What is Sciatica?

Sciatica is a collection of symptoms that occur when the sciatic nerve in your lower back is compressed or injured. Symptoms include lower back pain, pain that radiates into your hips and down one or both legs, leg weakness and numbness, tingling sensations in your legs and pain that worsens when you sit or stand for too long. Typically, with sciatica it is difficult to get comfortable in any position.

What Causes Sciatica?

The sciatic nerve exits the base of your spine. If the vertebrae in this area have shifted out of alignment, the bones may be pressing on the nerves and causing pain. This may occur through an injury or over time from repetitive activities or poor posture. If a disc has herniated, or slipped out between the vertebrae, your sciatic nerve may not have enough space.

Sciatica can also be a symptom of other conditions that affect the spine, such as narrowing of the spinal canal (spinal stenosis), bone spurs (small, bony growths that form along joints) caused by arthritis, or nerve root compression (pinched nerve) caused by injury. In rare cases, sciatica can also be caused by conditions that do not involve the spine, such as tumors or pregnancy.

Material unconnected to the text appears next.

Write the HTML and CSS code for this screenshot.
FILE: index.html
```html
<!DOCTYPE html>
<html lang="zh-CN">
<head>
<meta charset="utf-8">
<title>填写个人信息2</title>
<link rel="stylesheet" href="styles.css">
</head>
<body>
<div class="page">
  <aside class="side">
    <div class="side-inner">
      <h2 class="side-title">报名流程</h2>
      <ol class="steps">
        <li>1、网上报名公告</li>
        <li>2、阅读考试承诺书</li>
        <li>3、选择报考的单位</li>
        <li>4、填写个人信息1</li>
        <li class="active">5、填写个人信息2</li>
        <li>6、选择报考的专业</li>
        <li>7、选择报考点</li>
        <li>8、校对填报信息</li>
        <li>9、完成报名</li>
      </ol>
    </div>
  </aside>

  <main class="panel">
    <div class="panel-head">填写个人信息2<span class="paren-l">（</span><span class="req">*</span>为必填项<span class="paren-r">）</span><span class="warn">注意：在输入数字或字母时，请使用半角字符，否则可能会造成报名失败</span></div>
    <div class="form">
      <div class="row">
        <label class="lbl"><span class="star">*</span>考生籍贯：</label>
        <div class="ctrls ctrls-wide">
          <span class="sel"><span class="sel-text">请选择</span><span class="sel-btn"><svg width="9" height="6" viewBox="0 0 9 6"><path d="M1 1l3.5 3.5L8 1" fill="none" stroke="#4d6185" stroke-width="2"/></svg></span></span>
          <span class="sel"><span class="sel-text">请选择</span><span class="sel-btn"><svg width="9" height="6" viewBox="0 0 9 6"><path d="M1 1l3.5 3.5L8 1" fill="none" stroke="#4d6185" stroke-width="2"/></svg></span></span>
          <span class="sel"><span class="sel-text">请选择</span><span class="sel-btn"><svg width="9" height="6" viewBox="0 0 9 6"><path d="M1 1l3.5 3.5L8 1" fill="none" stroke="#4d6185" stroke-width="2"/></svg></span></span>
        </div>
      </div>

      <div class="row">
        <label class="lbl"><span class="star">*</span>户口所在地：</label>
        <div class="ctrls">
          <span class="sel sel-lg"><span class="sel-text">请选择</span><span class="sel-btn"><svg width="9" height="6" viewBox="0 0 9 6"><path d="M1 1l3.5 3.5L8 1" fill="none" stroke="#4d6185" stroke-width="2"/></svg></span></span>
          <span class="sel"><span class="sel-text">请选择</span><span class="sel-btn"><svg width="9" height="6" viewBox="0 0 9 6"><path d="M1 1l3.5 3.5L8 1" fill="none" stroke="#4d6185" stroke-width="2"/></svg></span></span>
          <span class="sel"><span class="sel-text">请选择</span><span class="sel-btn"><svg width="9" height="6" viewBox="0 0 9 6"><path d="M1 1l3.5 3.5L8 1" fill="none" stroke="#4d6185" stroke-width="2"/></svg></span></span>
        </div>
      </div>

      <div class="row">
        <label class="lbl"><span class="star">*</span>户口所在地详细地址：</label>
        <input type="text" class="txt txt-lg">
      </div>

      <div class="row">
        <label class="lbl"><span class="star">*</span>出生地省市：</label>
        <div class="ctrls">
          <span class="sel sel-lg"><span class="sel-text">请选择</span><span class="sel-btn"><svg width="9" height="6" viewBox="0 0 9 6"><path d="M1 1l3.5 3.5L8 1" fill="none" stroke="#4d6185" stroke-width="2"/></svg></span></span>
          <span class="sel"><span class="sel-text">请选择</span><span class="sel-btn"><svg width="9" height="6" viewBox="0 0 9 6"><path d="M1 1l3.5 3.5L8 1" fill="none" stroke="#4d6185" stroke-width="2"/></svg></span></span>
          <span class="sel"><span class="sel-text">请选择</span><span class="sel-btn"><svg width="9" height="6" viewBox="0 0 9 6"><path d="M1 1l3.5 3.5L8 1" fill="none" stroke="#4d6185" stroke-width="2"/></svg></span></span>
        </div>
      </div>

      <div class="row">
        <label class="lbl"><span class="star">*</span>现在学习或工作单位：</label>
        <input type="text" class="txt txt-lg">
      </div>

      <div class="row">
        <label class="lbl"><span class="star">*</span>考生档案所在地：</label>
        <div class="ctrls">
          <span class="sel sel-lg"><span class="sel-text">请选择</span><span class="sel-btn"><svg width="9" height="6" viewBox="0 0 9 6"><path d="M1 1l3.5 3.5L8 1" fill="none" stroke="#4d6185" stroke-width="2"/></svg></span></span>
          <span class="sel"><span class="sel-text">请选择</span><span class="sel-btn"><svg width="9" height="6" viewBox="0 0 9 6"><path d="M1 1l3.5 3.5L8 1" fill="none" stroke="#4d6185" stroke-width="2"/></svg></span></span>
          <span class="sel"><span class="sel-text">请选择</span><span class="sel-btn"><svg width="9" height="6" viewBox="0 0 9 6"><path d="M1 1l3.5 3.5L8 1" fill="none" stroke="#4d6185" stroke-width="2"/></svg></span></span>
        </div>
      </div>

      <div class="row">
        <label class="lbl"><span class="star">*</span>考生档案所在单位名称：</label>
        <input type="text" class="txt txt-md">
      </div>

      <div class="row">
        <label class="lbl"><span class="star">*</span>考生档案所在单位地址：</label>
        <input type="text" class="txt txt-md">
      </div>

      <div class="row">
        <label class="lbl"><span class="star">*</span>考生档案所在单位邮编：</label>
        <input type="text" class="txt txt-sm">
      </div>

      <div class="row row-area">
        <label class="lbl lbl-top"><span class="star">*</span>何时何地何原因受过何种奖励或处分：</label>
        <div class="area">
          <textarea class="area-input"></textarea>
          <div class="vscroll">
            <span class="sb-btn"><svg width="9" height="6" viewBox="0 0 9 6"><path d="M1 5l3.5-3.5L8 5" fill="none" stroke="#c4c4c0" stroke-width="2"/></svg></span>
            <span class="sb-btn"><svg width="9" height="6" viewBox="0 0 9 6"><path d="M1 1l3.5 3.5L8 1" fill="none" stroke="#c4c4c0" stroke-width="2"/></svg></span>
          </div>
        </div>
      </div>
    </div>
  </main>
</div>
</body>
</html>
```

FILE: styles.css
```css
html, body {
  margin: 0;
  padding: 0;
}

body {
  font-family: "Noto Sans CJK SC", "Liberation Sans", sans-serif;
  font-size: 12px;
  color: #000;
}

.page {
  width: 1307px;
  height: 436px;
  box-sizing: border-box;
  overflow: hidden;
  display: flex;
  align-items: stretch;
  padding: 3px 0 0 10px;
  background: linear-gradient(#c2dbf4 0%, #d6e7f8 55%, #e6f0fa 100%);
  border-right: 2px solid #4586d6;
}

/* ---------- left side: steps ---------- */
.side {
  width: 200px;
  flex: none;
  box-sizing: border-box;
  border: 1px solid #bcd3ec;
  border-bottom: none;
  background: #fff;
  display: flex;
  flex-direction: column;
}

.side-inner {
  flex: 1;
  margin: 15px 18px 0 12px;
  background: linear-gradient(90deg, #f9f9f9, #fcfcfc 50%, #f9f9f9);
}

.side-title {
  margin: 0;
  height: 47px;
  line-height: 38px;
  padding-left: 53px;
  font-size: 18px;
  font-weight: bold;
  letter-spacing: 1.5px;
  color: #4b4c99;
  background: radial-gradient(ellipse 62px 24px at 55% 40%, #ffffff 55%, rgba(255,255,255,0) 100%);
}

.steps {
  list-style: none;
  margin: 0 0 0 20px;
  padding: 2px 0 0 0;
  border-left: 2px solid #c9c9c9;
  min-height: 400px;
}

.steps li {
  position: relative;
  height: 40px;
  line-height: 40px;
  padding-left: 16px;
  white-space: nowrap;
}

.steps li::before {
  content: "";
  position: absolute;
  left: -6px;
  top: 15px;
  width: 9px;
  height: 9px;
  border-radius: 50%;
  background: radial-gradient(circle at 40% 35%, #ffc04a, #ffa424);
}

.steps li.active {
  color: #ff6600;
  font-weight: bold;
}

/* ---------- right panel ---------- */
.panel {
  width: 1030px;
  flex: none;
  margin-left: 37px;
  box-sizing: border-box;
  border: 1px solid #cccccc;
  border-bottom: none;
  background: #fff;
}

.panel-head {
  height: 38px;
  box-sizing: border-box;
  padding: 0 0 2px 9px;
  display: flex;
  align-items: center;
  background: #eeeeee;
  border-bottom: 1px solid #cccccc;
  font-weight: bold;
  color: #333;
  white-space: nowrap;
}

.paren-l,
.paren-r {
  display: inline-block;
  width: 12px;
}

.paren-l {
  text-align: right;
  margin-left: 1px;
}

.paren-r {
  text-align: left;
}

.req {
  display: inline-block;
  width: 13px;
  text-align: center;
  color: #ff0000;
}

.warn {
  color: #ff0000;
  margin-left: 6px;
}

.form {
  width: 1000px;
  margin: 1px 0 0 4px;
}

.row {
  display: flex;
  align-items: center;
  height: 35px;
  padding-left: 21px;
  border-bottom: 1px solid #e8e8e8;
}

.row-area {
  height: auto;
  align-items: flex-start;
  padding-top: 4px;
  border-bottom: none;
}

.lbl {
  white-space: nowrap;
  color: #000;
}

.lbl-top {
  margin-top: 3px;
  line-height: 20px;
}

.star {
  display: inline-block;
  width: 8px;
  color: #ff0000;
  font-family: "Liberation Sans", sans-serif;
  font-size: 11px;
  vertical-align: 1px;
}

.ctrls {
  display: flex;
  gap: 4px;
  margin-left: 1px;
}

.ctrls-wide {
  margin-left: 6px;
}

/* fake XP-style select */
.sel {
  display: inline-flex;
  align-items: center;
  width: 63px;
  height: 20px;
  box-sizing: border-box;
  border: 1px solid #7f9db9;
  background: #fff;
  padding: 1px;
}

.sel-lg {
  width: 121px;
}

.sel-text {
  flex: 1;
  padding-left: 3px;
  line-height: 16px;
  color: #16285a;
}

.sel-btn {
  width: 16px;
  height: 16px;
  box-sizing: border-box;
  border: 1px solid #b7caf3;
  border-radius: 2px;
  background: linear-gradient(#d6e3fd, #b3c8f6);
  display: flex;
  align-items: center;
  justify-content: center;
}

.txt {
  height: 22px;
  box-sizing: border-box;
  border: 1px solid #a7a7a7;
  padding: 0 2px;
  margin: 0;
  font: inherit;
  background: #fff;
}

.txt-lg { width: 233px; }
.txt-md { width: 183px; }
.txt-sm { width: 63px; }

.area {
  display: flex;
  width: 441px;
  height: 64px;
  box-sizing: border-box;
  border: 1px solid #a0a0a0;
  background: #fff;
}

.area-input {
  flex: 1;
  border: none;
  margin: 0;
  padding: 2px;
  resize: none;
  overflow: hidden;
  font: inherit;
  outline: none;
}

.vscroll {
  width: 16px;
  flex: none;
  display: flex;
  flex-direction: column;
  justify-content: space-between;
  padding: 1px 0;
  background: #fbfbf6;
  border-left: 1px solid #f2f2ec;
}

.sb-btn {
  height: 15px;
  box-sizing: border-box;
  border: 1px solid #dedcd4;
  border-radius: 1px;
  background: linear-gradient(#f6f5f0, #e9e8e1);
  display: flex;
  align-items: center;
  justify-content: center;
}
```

What are the Symptoms of Sciatica?

Symptoms of sciatica include pain that begins in your back or buttock and moves down your leg and may move into your foot. Weakness, tingling, or numbness in the leg may also occur.

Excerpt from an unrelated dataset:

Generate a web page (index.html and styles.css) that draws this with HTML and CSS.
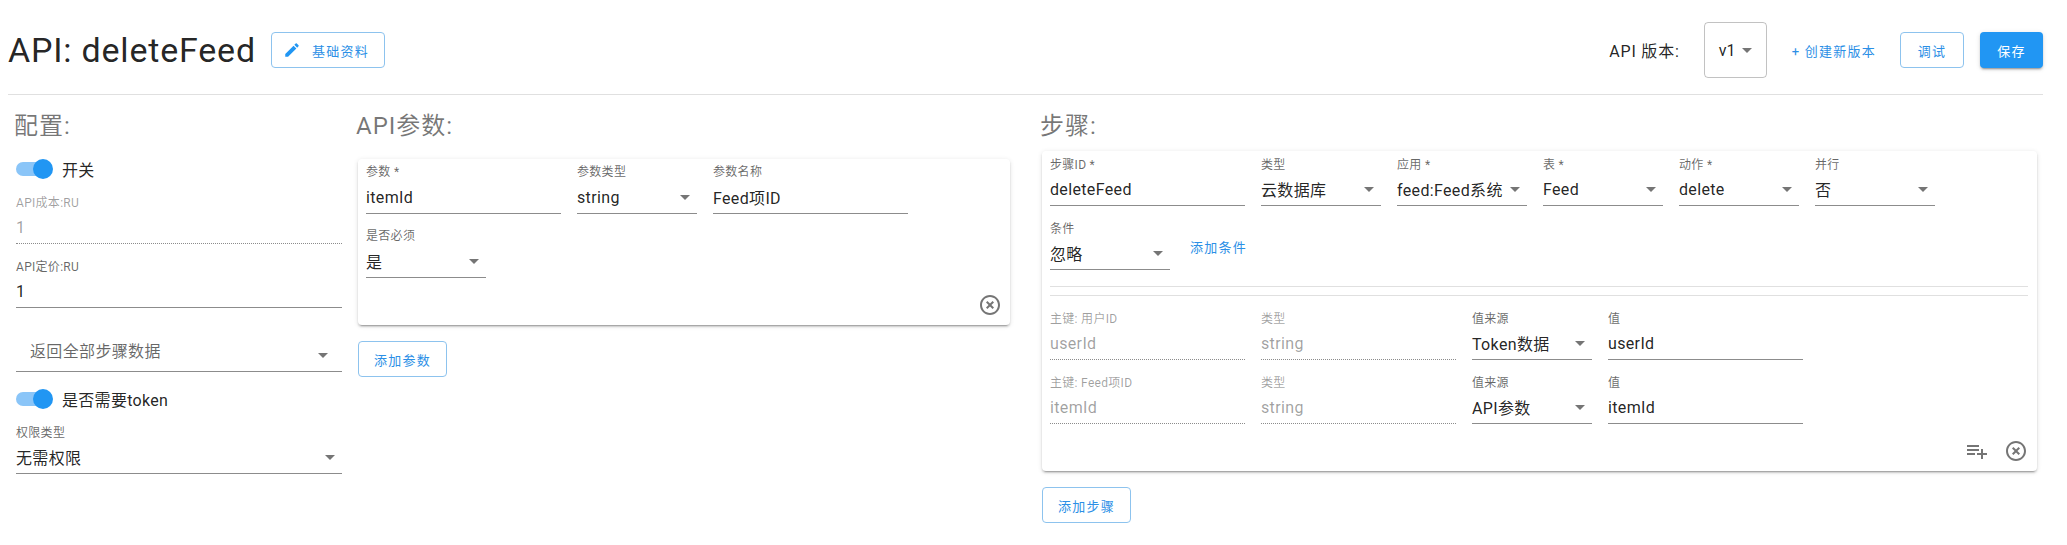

How is Sciatica Diagnosed?

Sciatica is diagnosed with a medical history and physical exam. Sometimes x-rays and other tests such as magnetic resonance imaging (MRI) are done to help find the cause of the sciatica.

How is Sciatica Treated?

In many cases, sciatica will improve and go away with time. Initial treatment usually focuses on medicines and exercises to relieve pain. You can help relieve pain by:

– Avoiding sitting (unless it is more comfortable than standing).
– Alternating lying down with short walks. Increase your walking distance as you are able to without pain.
– Using a heating pad on a low or medium setting for 15 to 20 minutes every 2 or 3 hours.
Try a warm shower in place of one session with the heating pad. You can also buy single-use heat wraps that last up to 8 hours. You can also try an ice pack for 10 to 15 minutes every 2 to 3 hours. There is not strong evidence that either heat or ice will help, but you can try them to see if they help you.

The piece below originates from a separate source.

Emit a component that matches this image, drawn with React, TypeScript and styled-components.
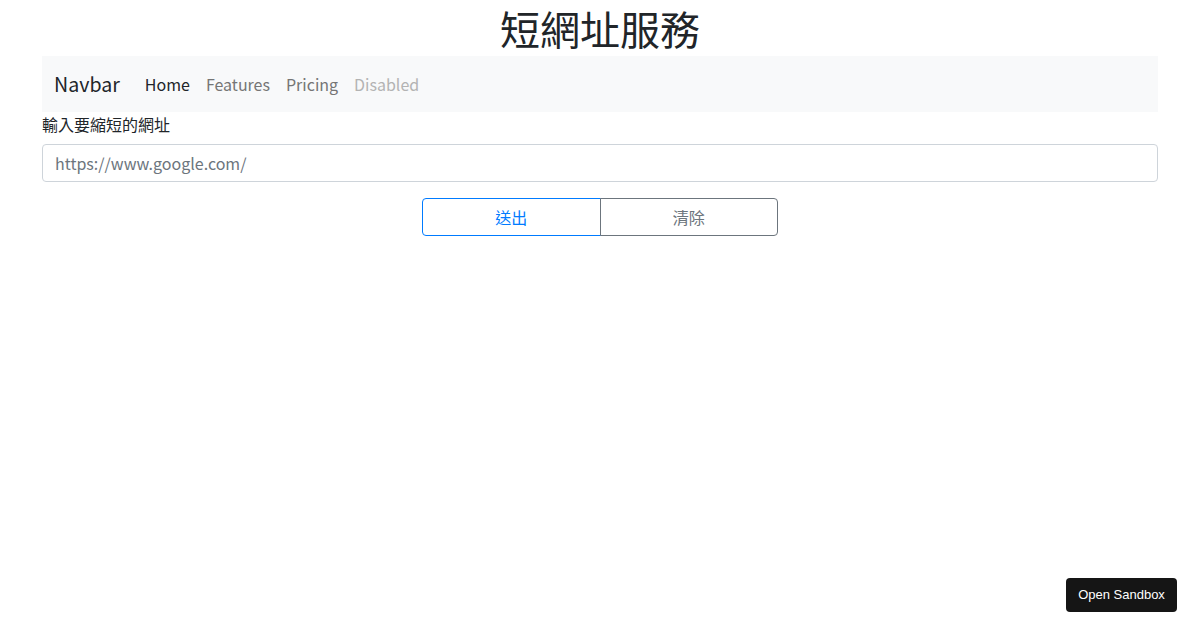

Ask your doctor if you can take acetaminophen (Tylenol) or nonsteroidal anti-inflammatory drugs (NSAIDs) such as ibuprofen (Advil) or naproxen (Aleve). If your symptoms do not improve, your doctor may suggest physical therapy, injections of medicines such as steroids, stronger medicines such as muscles relaxants or opioids, or even surgery for severe cases. Anecdotal evidence suggests that medical marijuana, ingested or applied topically, may help alleviate the symptoms of Sciatica.